Twenty-nine people, mostly Moroccans and Spaniards, have been tried for crimes ranging from masterminding the attack to stealing dynamite from a mine in northern Spain. One has since been cleared.

Political consequences

The eight main suspects face multiple sentences that could total 39,000 years for each, although such figures are academic because under Spanish law nobody can stay in prison for more than 40 years.

All suspects have pleaded innocent and most are expected to appeal against their sentences.

Seven suspected ringleaders in the case blew themselves up as police prepared to raid a flat in Madrid's suburbs about three weeks after the attacks, and most of those left to stand trial were considered secondary figures.

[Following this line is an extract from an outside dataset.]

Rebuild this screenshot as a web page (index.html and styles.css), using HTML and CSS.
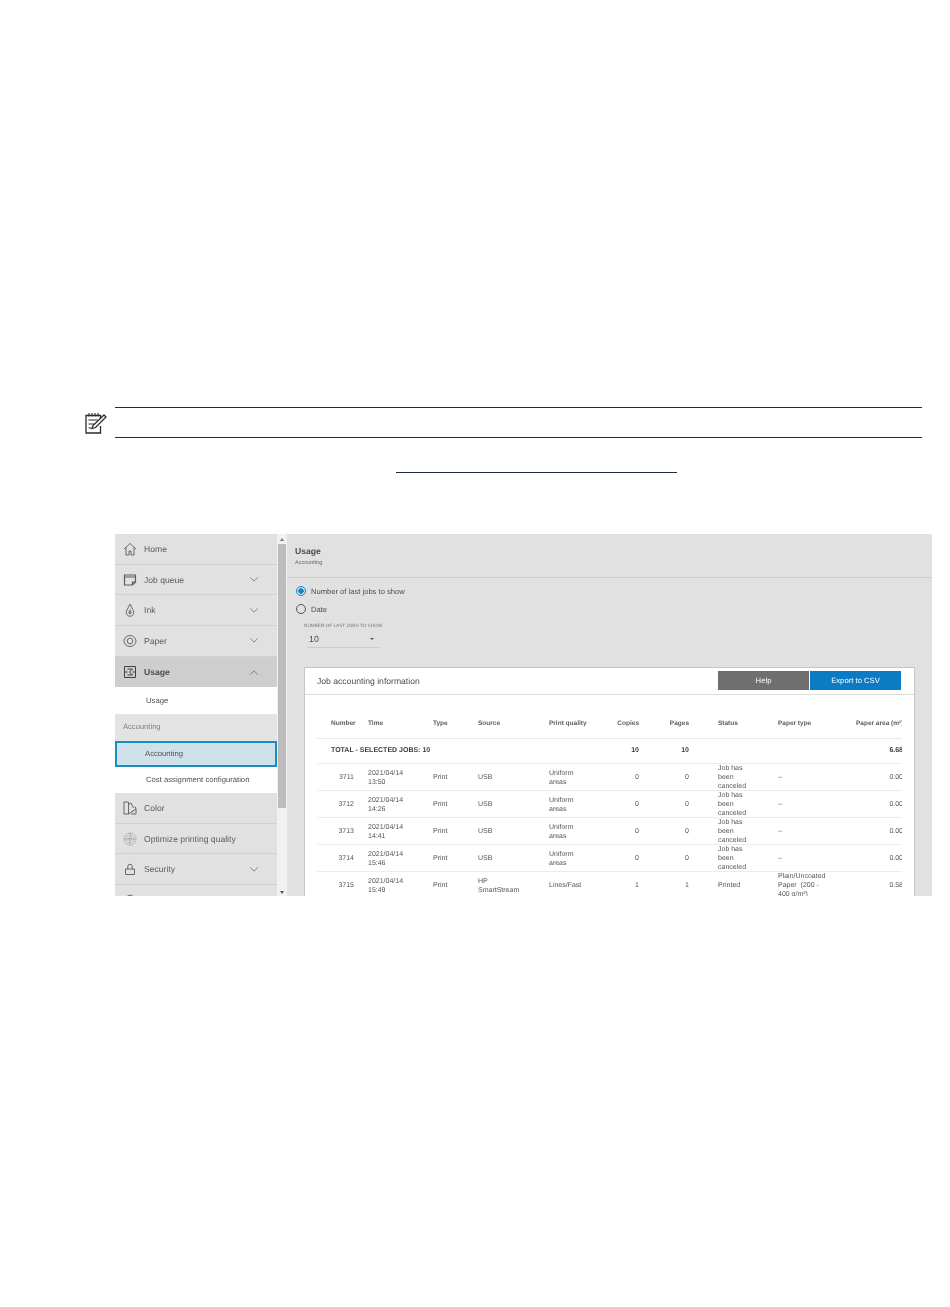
FILE: index.html
```html
<!DOCTYPE html>
<html lang="en">
<head>
<meta charset="utf-8">
<title>Job accounting</title>
<link rel="stylesheet" href="styles.css">
</head>
<body>
<main class="doc">
  <section class="note">
    <svg class="note-icon" viewBox="0 0 24 22" fill="none" stroke="#2a2a2a" stroke-width="1.300">
      <path d="M16.500 9V3.500H2V21h14.500v-7"/>
      <path d="M5 1v3.500M8 1v3.500M11 1v3.500M14 1v3.500" stroke-width="1.100"/>
      <path d="M4.500 8h9M4.500 12h6M4.500 16h3" stroke-width="1"/>
      <path d="M8 16.500l1-3L20 3l2 2-10.500 10.500z" fill="#fff"/>
    </svg>
    <div class="note-body"></div>
  </section>
  <div class="link-line"></div>
  <figure class="shot">
    <nav class="side">
      <div class="item">
        <svg class="ico" viewBox="0 0 14 14"><path d="M1 7l6-5.500L13 7M3 5.500V13h3V9h2v4h3V5.500"/></svg>
        <span class="label">Home</span>
      </div>
      <div class="item">
        <svg class="ico" viewBox="0 0 14 14"><path d="M1.500 2h11v7l-3 3h-8zM1.500 4h11M9.500 12V9h3" stroke-width="1.200"/></svg>
        <span class="label">Job queue</span>
        <svg class="chev" viewBox="0 0 10 6"><path d="M.5.500L5 5 9.500.5"/></svg>
      </div>
      <div class="item">
        <svg class="ico" viewBox="0 0 14 14"><path d="M7 1L3.500 8a3.800 3.800 0 1 0 7 0zM7 6.500v4"/><circle cx="7" cy="9.500" r="1.200"/></svg>
        <span class="label">Ink</span>
        <svg class="chev" viewBox="0 0 10 6"><path d="M.5.500L5 5 9.500.5"/></svg>
      </div>
      <div class="item">
        <svg class="ico" viewBox="0 0 14 14"><ellipse cx="7" cy="7" rx="6" ry="5.500"/><circle cx="7" cy="7" r="2.800"/></svg>
        <span class="label">Paper</span>
        <svg class="chev" viewBox="0 0 10 6"><path d="M.5.500L5 5 9.500.5"/></svg>
      </div>
      <div class="item item-open">
        <svg class="ico ico-dark" viewBox="0 0 14 14"><path d="M1.500 1.500h11v11h-11zM4.500 4h5L6.500 7l3 3h-5M1.500 7h3M9.500 7h3"/></svg>
        <span class="label label-strong">Usage</span>
        <svg class="chev" viewBox="0 0 10 6"><path d="M.5 5.500L5 1l4.500 4.500"/></svg>
      </div>
      <div class="sub">Usage</div>
      <div class="group">Accounting</div>
      <div class="sub sub-selected">Accounting</div>
      <div class="sub sub-last">Cost assignment configuration</div>
      <div class="item">
        <svg class="ico" viewBox="0 0 14 14"><path d="M1 1h4.500v12H1zM5.500 3.500L8 2l2.500 5M5.500 13l7.500-5-1-2.500M8 13h5V8M8.500 11l2-1.500"/></svg>
        <span class="label">Color</span>
      </div>
      <div class="item">
        <svg class="ico ico-faint" viewBox="0 0 14 14" stroke-dasharray="1.500 .8"><circle cx="7" cy="7" r="6"/><circle cx="7" cy="7" r="3.800"/><circle cx="7" cy="7" r="1.500"/><path d="M1 7h12M7 1v12"/></svg>
        <span class="label">Optimize printing quality</span>
      </div>
      <div class="item">
        <svg class="ico" viewBox="0 0 14 14"><path d="M2.500 7h9v5.500h-9zM4.800 7V4.500a2.200 2.200 0 0 1 4.400 0V7"/></svg>
        <span class="label">Security</span>
        <svg class="chev" viewBox="0 0 10 6"><path d="M.5.500L5 5 9.500.5"/></svg>
      </div>
      <div class="item">
        <svg class="ico" viewBox="0 0 14 14"><circle cx="7" cy="5" r="3"/></svg>
      </div>
    </nav>
    <div class="scrollbar">
      <span class="arrow arrow-up"></span>
      <span class="thumb"></span>
      <span class="arrow arrow-down"></span>
    </div>
    <div class="content">
      <header class="head">
        <h1 class="head-title">Usage</h1>
        <p class="head-sub">Accounting</p>
      </header>
      <div class="filters">
        <div class="radio-row">
          <span class="radio radio-on"></span>
          <span>Number of last jobs to show</span>
        </div>
        <div class="radio-row">
          <span class="radio"></span>
          <span>Date</span>
        </div>
        <div class="field-label">NUMBER OF LAST JOBS TO SHOW</div>
        <div class="select"><span>10</span><span class="caret"></span></div>
      </div>
      <section class="card">
        <div class="card-head">
          <h2 class="card-title">Job accounting information</h2>
          <div class="btns">
            <span class="btn btn-gray">Help</span>
            <span class="btn btn-blue">Export to CSV</span>
          </div>
        </div>
        <div class="table-wrap">
          <table class="jobs">
            <colgroup>
              <col class="c-num"><col class="c-time"><col class="c-type"><col class="c-src"><col class="c-q"><col class="c-copies"><col class="c-pages"><col class="c-status"><col class="c-paper"><col class="c-area">
            </colgroup>
            <thead>
              <tr>
                <th class="first">Number</th><th>Time</th><th>Type</th><th>Source</th><th>Print quality</th><th class="r">Copies</th><th class="r">Pages</th><th class="st">Status</th><th>Paper type</th><th class="r">Paper area (m²)</th>
              </tr>
            </thead>
            <tbody>
              <tr class="total">
                <td colspan="5" class="first">TOTAL - SELECTED JOBS: 10</td><td class="r">10</td><td class="r">10</td><td></td><td></td><td class="r">6.68</td>
              </tr>
              <tr>
                <td class="r">3711</td><td>2021/04/14<br>13:50</td><td>Print</td><td>USB</td><td>Uniform<br>areas</td><td class="r">0</td><td class="r">0</td><td class="st"><div class="stack">Job has<br>been<br>canceled</div></td><td>--</td><td class="r">0.00</td>
              </tr>
              <tr>
                <td class="r">3712</td><td>2021/04/14<br>14:26</td><td>Print</td><td>USB</td><td>Uniform<br>areas</td><td class="r">0</td><td class="r">0</td><td class="st"><div class="stack">Job has<br>been<br>canceled</div></td><td>--</td><td class="r">0.00</td>
              </tr>
              <tr>
                <td class="r">3713</td><td>2021/04/14<br>14:41</td><td>Print</td><td>USB</td><td>Uniform<br>areas</td><td class="r">0</td><td class="r">0</td><td class="st"><div class="stack">Job has<br>been<br>canceled</div></td><td>--</td><td class="r">0.00</td>
              </tr>
              <tr>
                <td class="r">3714</td><td>2021/04/14<br>15:46</td><td>Print</td><td>USB</td><td>Uniform<br>areas</td><td class="r">0</td><td class="r">0</td><td class="st"><div class="stack">Job has<br>been<br>canceled</div></td><td>--</td><td class="r">0.00</td>
              </tr>
              <tr>
                <td class="r">3715</td><td>2021/04/14<br>15:49</td><td>Print</td><td>HP<br>SmartStream</td><td>Lines/Fast</td><td class="r">1</td><td class="r">1</td><td class="st">Printed</td><td><div class="stack">Plain/Uncoated<br>Paper &nbsp;(200 -<br>400 g/m²)</div></td><td class="r">0.58</td>
              </tr>
            </tbody>
          </table>
        </div>
      </section>
    </div>
  </figure>
</main>
</body>
</html>
```

FILE: styles.css
```css
html, body {
  margin: 0;
  padding: 0;
  background: #fff;
}

body {
  font-family: "Liberation Sans", Arial, sans-serif;
  color: #444;
  min-height: 1307px;
  text-rendering: geometricPrecision;
}

.doc {
  padding-top: 407px;
}

.note {
  display: flex;
  align-items: center;
  padding-left: 84px;
  padding-right: 28px;
}

.note-icon {
  width: 24px;
  height: 22px;
  margin-right: 7px;
  flex: none;
  filter: blur(0.3px);
}

.note-body {
  flex: 1;
  height: 29px;
  border-top: 1px solid #1e2a44;
  border-bottom: 1px solid #1e2a44;
}

.link-line {
  width: 281px;
  height: 1px;
  margin: 34px 0 0 396px;
  background: #1e2a44;
}

.shot {
  display: flex;
  width: 817px;
  height: 362px;
  margin: 61px 0 0 115px;
  overflow: hidden;
  background: #f1f1f1;
  filter: blur(0.35px);
}

/* side menu */
.side {
  width: 162px;
  flex: none;
  background: #e1e1e1;
}

.item {
  display: flex;
  align-items: center;
  height: 30.700px;
  box-sizing: border-box;
  padding-left: 8px;
  border-bottom: 1px solid #d2d2d2;
  font-size: 8.600px;
  color: #5c5c5c;
}

.item-open {
  background: #cecece;
  border-bottom: 0;
}

.ico {
  width: 14px;
  height: 14px;
  flex: none;
  fill: none;
  stroke: #5c5c5c;
  stroke-width: 0.9;
}

.ico-dark {
  stroke: #333;
}

.ico-faint {
  stroke: #9a9a9a;
}

.label {
  margin-left: 7px;
  flex: 1;
  white-space: nowrap;
}

.label-strong {
  font-weight: 700;
  color: #4c4c4c;
}

.chev {
  width: 10px;
  height: 5px;
  margin-right: 18px;
  flex: none;
  fill: none;
  stroke: #666;
  stroke-width: 0.9;
}

.sub {
  display: flex;
  align-items: center;
  height: 26.200px;
  box-sizing: border-box;
  padding: 0 0 1px 31px;
  background: #fff;
  font-size: 7.700px;
  color: #505050;
  white-space: nowrap;
}

.sub-selected {
  background: #cfe2ea;
  border: 2px solid #1b8dc0;
  padding: 0 0 1px 28px;
}

.sub-last {
  padding-bottom: 0;
}

.group {
  display: flex;
  align-items: center;
  box-sizing: border-box;
  height: 27px;
  padding: 0 0 1px 8px;
  background: #e3e3e3;
  font-size: 7.600px;
  color: #808080;
}

.scrollbar {
  position: relative;
  width: 8px;
  margin: 0 1px;
  flex: none;
  background: #f1f1f1;
}

.thumb {
  position: absolute;
  top: 10px;
  left: 0;
  width: 8px;
  height: 264px;
  background: #bcbcbc;
}

.arrow {
  position: absolute;
  left: 2px;
  width: 0;
  height: 0;
  border-left: 2px solid transparent;
  border-right: 2px solid transparent;
}

.arrow-up {
  top: 4px;
  border-bottom: 3px solid #777;
}

.arrow-down {
  bottom: 2px;
  border-top: 3px solid #555;
}

/* main panel */
.content {
  flex: 1;
  min-width: 0;
  background: #e1e1e1;
  border-top-right-radius: 3px;
}

.head {
  height: 44px;
  box-sizing: border-box;
  padding: 12px 0 0 8px;
  border-bottom: 1px solid #cfcfcf;
}

.head-title {
  margin: 0;
  font-size: 8.600px;
  line-height: 11px;
  font-weight: 700;
  color: #4c4c4c;
}

.head-sub {
  margin: 2px 0 0;
  font-size: 5.500px;
  line-height: 8px;
  color: #666;
}

.filters {
  padding: 4px 0 0 9px;
}

.radio-row {
  display: flex;
  align-items: center;
  gap: 5px;
  height: 18px;
  font-size: 7.600px;
  color: #4c4c4c;
}

.radio {
  width: 10px;
  height: 10px;
  box-sizing: border-box;
  border: 1px solid #555;
  border-radius: 50%;
}

.radio-on {
  border-color: #1b84c0;
  background: radial-gradient(circle, #1b84c0 0 2.500px, #d5e4ec 3px);
}

.field-label {
  margin: 4px 0 0 8px;
  font-size: 4.700px;
  line-height: 7px;
  color: #777;
}

.select {
  display: flex;
  align-items: center;
  justify-content: space-between;
  width: 65px;
  height: 16px;
  margin: 2px 0 0 12px;
  padding: 0 5px 0 1px;
  border-bottom: 1px solid #cacaca;
  font-size: 8.800px;
  color: #4c4c4c;
}

.caret {
  width: 0;
  height: 0;
  border-left: 2px solid transparent;
  border-right: 2px solid transparent;
  border-top: 2px solid #555;
}

.card {
  width: 611px;
  height: 240px;
  margin: 19px 0 0 17px;
  box-sizing: border-box;
  border: 1px solid #c6c6c6;
  border-bottom: 0;
  background: #fff;
}

.card-head {
  display: flex;
  align-items: center;
  justify-content: space-between;
  height: 26px;
  padding: 0 13px 0 12px;
  border-bottom: 1px solid #dcdcdc;
}

.card-title {
  margin: 0 0 1px;
  font-size: 8.600px;
  font-weight: 400;
  color: #4c4c4c;
}

.btns {
  display: flex;
  gap: 1px;
  margin-bottom: 2px;
}

.btn {
  display: flex;
  align-items: center;
  justify-content: center;
  width: 91px;
  height: 19px;
  font-size: 7.700px;
  color: #fff;
}

.btn-gray {
  background: #6f6f6f;
}

.btn-blue {
  background: #0d7bc4;
}

.table-wrap {
  width: 585px;
  margin-left: 12px;
  overflow: hidden;
}

.jobs {
  width: 590px;
  table-layout: fixed;
  border-collapse: collapse;
  font-size: 7px;
  line-height: 9px;
  color: #555;
}

.c-num { width: 44px; }
.c-time { width: 65px; }
.c-type { width: 45px; }
.c-src { width: 71px; }
.c-q { width: 68px; }
.c-copies { width: 36px; }
.c-pages { width: 50px; }
.c-status { width: 75px; }
.c-paper { width: 78px; }
.c-area { width: 58px; }

.jobs th {
  height: 43px;
  padding: 14px 7px 0 7px;
  box-sizing: border-box;
  text-align: left;
  font-size: 6.500px;
  font-weight: 700;
  color: #5c5c5c;
  white-space: nowrap;
  border-bottom: 1px solid #e9e9e9;
}

.jobs td {
  height: 27px;
  padding: 2px 7px 0;
  box-sizing: border-box;
  border-bottom: 1px solid #ececec;
  white-space: nowrap;
}

.jobs td:last-child {
  padding-right: 4px;
}

.stack {
  margin: -2px 0;
}

.jobs .first {
  padding-left: 14px;
  padding-right: 0;
}

.jobs .r {
  text-align: right;
}

.jobs .st {
  padding-left: 22px;
}

.jobs .total td {
  height: 25px;
  padding-top: 0;
  font-weight: 700;
  font-size: 7px;
  color: #3c3c3c;
}
```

A two-year investigation concluded the group was inspired by al-Qaeda, but had no direct links to it, nor did it receive financing from bin Laden's organisation, Spanish investigators say.

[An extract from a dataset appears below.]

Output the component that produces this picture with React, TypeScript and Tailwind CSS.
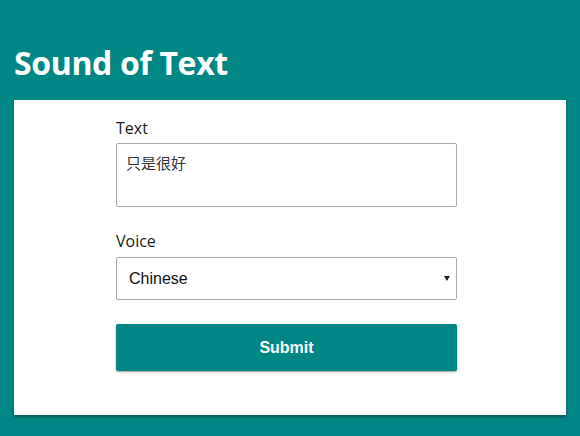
import { useState } from 'react';

export default function App() {
  const [text, setText] = useState('只是很好');
  const [voice, setVoice] = useState('zh-CN');

  return (
    <div className="min-h-[436px] bg-[#008785] px-[14px] pt-[39px] pb-[21px]">
      {/* Header */}
      <h1 className="h-[48px] text-[32px] leading-[48px] font-bold text-white tracking-[-0.35px] [font-family:'Open_Sans',sans-serif]">
        Sound of Text
      </h1>

      {/* Card */}
      <div className="mt-[13px] bg-white shadow-[0_2px_3px_rgba(0,0,0,0.35)] pt-[17px] pb-[44px]">
        <form className="ml-[102px] w-[341px] flex flex-col" onSubmit={(e) => e.preventDefault()}>
          <label className="text-[16px] leading-[22px] text-[#1a1a1a] [font-family:'Open_Sans',sans-serif]">Text</label>
          <textarea
            value={text}
            onChange={(e) => setText(e.target.value)}
            className="mt-[4px] h-[64px] resize-none rounded-[2px] border border-[#a9a9a9] px-[9px] py-[9px] text-[15px] leading-[22px] text-[#333] outline-none [font-family:'Liberation_Sans','Noto_Sans_CJK_SC',sans-serif]"
          />

          <label className="mt-[23px] text-[16px] leading-[23px] text-[#1a1a1a] [font-family:'Open_Sans',sans-serif]">Voice</label>
          <div className="relative mt-[4px]">
            <select
              value={voice}
              onChange={(e) => setVoice(e.target.value)}
              className="h-[43px] w-full appearance-none rounded-[2px] border border-[#a9a9a9] bg-white pl-[12px] text-[16px] text-[#111] outline-none [font-family:'Liberation_Sans',sans-serif]"
            >
              <option value="zh-CN">Chinese</option>
              <option value="en-US">English</option>
              <option value="ja">Japanese</option>
            </select>
            <svg className="pointer-events-none absolute right-[7px] top-[19px]" width="6" height="5" viewBox="0 0 6 5">
              <path d="M0 0h6L3 5z" fill="#222" />
            </svg>
          </div>

          <button
            type="submit"
            className="mt-[24px] h-[47px] rounded-[2px] bg-[#008785] text-[16px] font-bold text-white shadow-[0_1px_2px_rgba(0,0,0,0.4)] [font-family:'Liberation_Sans',sans-serif]"
          >
            Submit
          </button>
        </form>
      </div>
    </div>
  );
}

The attacks caused huge anger in Spanish society and had wideranging political consequences.

In elections three days after the blasts, voters elected the opposition Socialists and ousted removed a government that had sent 1,300 peacekeepers to Iraq.

Many Spaniards blamed that administration for the attack, saying it had made the country a target by supporting the Iraq war.

The Socialists quickly withdrew the soldiers from Iraq.

Electoral role

The trial proved equally divisive.

The 28 defendants are accused
of a wide range of crimes [AFP]
The conservative opposition used it to advance several theories, including unsubstantiated allegations that Basque separatists were involved in the attack, or that members of the Socialist party somehow knew about it beforehand.

Most of the conspiracy theories were ruled out  by the court, with a conservative politician who was Spain's police chief at the time of the attacks fined and threatened with jail for refusing to name his source when he testified that an internal police document linked ETA with the blasts.

Jose Luis Zapatero, the Spanish prime minister, said he hoped the verdict would "give a definitive answer to those who have put forth absurd and despicable doubts about March 11."

He asked both political parties to support the ruling and put the acrimony behind them.

That call was unlikely to be heeded, however, particularly as  national elections are due next March.

Angel Acebes, a senior member of the opposition Popular Party, on Monday accused the government of preparing to use the verdict to attack the conservatives.

"We have never used a terrorist attack for electoral gains," he said.

He said the Socialist party "has done that and continues doing it," -  a reference to Zapatero's victory after the March 11 attacks.